The Cost of Failure - Understand the Penalties of Failure Around GDPR

By Frank Krieger, VP of Governance, Risk & Compliance at iland.

  • 6 years ago Posted in
When it comes to international data transfer there are two types of people involved, the processors and the controllers. Both have specific responsibilities with regards to personal data and it is vital to understand the difference between them. One of the very large shifts that will be occurring under the upcoming EU General Data Protection Regulation (GDPR) is that organisations must designate themselves as either Controller or Processor (or in some instances both), and Controllers may not cede their responsibilities.
If an organisation wishes to operate in the Single Market they will need to conform to the new requirements of data protection and ownership. Failure under the GDPR is, for lack of better words, brutal; failing to adequately safeguard and manage access to data has a staggering impact. The GDPR has a planned penalty system that is not based on first time mistakes, but rather structured on whether the organisation attempted to ensure data protection and management. The penalty structure is as follows:
  • A warning in writing in cases of first and non-intentional non-compliance,
  • Periodic data protection audits,
  • A fine up to 10000000 EUR or up to 2% of the annual worldwide turnover of the preceding financial year in case of an enterprise, whichever is greater
  • A fine up to 20000000 EUR or up to 4% of the annual worldwide turnover of the preceding financial year in case of an enterprise, whichever is greater
 
As discussed, the controller and the processor have very specific responsibilities with regards to personal data and it is vital to understand the difference between them.
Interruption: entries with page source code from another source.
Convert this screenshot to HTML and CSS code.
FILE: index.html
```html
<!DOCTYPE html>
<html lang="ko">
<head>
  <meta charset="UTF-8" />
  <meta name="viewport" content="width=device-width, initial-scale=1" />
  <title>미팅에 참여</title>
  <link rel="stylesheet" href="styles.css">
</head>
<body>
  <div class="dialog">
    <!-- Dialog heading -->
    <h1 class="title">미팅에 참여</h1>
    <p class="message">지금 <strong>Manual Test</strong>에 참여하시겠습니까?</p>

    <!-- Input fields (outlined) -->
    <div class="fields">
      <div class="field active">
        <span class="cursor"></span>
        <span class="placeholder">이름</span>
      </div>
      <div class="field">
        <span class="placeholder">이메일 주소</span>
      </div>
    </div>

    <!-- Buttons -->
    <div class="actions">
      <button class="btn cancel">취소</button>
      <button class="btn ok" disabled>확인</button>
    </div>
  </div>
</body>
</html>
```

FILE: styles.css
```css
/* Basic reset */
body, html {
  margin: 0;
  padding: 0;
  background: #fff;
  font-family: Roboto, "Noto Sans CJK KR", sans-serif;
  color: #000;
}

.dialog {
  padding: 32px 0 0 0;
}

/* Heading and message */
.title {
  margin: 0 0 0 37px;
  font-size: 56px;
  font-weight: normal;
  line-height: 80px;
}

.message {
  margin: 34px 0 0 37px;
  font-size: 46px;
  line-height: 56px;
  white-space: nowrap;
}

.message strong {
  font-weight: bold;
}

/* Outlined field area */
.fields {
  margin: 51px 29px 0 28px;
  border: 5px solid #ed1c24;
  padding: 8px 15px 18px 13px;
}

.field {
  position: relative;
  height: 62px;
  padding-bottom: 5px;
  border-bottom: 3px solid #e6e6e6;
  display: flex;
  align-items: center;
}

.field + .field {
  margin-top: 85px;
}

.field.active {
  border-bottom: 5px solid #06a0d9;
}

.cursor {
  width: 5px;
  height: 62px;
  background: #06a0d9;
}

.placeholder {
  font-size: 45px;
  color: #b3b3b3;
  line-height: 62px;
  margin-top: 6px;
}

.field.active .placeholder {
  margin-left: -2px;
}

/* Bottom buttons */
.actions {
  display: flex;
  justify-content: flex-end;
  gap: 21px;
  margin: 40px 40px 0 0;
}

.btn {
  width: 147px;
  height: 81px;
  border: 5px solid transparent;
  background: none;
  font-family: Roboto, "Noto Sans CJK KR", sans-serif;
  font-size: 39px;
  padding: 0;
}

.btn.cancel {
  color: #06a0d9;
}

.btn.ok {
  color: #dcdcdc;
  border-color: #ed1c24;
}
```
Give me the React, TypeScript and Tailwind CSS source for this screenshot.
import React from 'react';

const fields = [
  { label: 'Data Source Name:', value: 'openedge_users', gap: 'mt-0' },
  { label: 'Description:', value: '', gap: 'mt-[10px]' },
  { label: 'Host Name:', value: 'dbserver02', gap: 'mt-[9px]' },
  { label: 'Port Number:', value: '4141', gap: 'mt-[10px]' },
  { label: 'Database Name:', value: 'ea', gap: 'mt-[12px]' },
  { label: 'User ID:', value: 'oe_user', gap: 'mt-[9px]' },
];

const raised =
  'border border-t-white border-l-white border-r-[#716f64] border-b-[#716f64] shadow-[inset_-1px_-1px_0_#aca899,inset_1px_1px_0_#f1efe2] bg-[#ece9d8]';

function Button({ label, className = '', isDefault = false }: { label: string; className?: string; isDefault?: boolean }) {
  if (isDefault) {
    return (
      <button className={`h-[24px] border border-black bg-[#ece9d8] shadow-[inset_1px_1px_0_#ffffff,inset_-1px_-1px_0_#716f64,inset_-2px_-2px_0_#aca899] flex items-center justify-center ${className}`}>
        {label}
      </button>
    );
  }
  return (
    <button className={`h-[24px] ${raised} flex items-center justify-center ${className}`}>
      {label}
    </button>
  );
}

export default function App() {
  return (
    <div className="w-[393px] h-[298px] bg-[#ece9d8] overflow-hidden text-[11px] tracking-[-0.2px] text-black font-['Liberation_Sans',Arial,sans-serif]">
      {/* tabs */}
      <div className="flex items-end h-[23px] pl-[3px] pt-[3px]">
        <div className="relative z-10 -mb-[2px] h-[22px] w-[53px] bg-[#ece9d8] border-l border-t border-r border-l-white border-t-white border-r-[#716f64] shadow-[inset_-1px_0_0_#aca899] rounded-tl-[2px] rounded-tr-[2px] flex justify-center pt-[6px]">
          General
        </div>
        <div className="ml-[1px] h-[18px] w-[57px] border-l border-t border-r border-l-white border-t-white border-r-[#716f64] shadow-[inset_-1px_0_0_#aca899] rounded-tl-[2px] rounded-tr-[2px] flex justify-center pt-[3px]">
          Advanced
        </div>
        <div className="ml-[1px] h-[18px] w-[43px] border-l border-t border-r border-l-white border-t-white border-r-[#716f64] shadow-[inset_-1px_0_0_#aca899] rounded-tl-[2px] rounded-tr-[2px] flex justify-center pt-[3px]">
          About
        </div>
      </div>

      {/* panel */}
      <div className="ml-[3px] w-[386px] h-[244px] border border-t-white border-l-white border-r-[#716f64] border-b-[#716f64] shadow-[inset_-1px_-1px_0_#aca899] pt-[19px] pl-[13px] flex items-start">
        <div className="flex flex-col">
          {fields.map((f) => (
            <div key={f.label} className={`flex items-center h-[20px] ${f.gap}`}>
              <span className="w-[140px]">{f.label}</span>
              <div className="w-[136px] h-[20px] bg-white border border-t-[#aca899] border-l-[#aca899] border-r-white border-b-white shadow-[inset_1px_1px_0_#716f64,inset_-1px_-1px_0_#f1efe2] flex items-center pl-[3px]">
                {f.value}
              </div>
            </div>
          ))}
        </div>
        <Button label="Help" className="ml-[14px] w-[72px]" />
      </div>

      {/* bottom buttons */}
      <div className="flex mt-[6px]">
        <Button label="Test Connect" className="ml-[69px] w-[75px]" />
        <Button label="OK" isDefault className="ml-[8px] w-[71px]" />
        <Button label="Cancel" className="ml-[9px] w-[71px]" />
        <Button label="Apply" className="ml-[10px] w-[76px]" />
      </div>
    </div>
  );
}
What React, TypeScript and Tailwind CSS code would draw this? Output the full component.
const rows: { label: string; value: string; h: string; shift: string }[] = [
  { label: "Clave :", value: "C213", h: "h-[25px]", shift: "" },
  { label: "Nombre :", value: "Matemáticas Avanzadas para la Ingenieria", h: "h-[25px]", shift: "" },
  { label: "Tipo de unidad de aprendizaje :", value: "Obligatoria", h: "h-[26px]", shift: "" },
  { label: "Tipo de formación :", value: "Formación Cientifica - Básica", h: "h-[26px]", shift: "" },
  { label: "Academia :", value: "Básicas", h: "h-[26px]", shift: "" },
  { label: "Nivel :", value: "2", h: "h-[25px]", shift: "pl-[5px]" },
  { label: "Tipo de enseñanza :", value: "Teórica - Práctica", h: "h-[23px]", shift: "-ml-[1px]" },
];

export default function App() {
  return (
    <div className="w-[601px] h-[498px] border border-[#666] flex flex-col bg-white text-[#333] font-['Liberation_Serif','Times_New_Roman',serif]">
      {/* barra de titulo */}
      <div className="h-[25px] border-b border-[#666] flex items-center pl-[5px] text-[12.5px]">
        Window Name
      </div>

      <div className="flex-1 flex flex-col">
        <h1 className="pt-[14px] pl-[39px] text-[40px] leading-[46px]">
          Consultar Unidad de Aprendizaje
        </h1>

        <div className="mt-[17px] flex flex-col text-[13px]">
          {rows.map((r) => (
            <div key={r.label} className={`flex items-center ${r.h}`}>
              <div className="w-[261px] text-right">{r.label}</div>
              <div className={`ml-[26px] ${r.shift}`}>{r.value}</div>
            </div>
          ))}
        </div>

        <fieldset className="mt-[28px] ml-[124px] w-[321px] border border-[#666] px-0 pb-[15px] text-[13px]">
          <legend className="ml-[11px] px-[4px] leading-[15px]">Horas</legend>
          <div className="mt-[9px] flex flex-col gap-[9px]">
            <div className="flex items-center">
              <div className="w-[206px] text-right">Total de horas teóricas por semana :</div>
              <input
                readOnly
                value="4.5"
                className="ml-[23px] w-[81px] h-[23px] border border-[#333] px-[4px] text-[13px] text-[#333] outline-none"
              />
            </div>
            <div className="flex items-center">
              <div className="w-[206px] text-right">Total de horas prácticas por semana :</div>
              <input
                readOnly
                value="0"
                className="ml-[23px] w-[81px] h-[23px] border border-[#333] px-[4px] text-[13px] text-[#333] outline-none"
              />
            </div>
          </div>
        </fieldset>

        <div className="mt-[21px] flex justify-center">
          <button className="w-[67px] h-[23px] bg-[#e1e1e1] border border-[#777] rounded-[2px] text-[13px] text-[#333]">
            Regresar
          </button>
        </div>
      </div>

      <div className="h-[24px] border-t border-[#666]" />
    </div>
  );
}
A controller is defined as a legal person, public authority, agency or other body which determines the purposes and means of processing personal data. While a processor refers to a natural or legal person, public authority, agency or other body which processes personal data on behalf of the controller. While the controller identifies and analyses how personal data should be handled, the processor carries out any action involved with handling the data itself.
Under the current Data Protection Directive legal liability falls on the controller. Now, under the GDPR, controllers will still be responsible for appointing data processors that provide sufficient guarantees to implement appropriate technical and organisational measures to ensure processing meets the requirements of the GDPR. However, the processors themselves will now be held accountable for actions on personal data as well. Processors will have to approach their jobs in a whole new way since they will now also be subject to legal sanctions for any failure in compliance.
The controller and processor relationship can no longer insulate you from data breaches – if your processor was not conforming, you must look to the controller, who owned the data and subsequently owes the fine. That is not to say processors get carte blanche; they have to adhere to the requirements as well and fines will be assessed. However, controllers must proactively perform audits on their processors. Of course, that processor may have an ISO 27001 or a SOC2 or other certification but verification must occur by the controller.
To help contextualise this let’s take a look at an example relationship between a marketing firm that collects protected data and a cloud hosting company that provides Disaster Recovery as a Service (DRaaS). In this scenario, we have protected data being replicated to the cloud for a secondary DR site. In this situation, that data must conform to the controller’s requirements. Access control, network and physical security, data sovereignty and EU citizen access requirements all must be pushed down to the processor.

The processor may have conflicting requirements. For example, their support operations are run from the US and protected data can only be accessed by EU citizens. In this instance, if you as the controller did not know this or did not enforce your policies, that constitutes a failure and, as we have seen, will result in a fine that could end a business.
The key is to remember that your data is your data. Your rules must apply, your due diligence must be performed and your oversight must be in place and done, because the cost of not performing that controller role can destroy the organisation.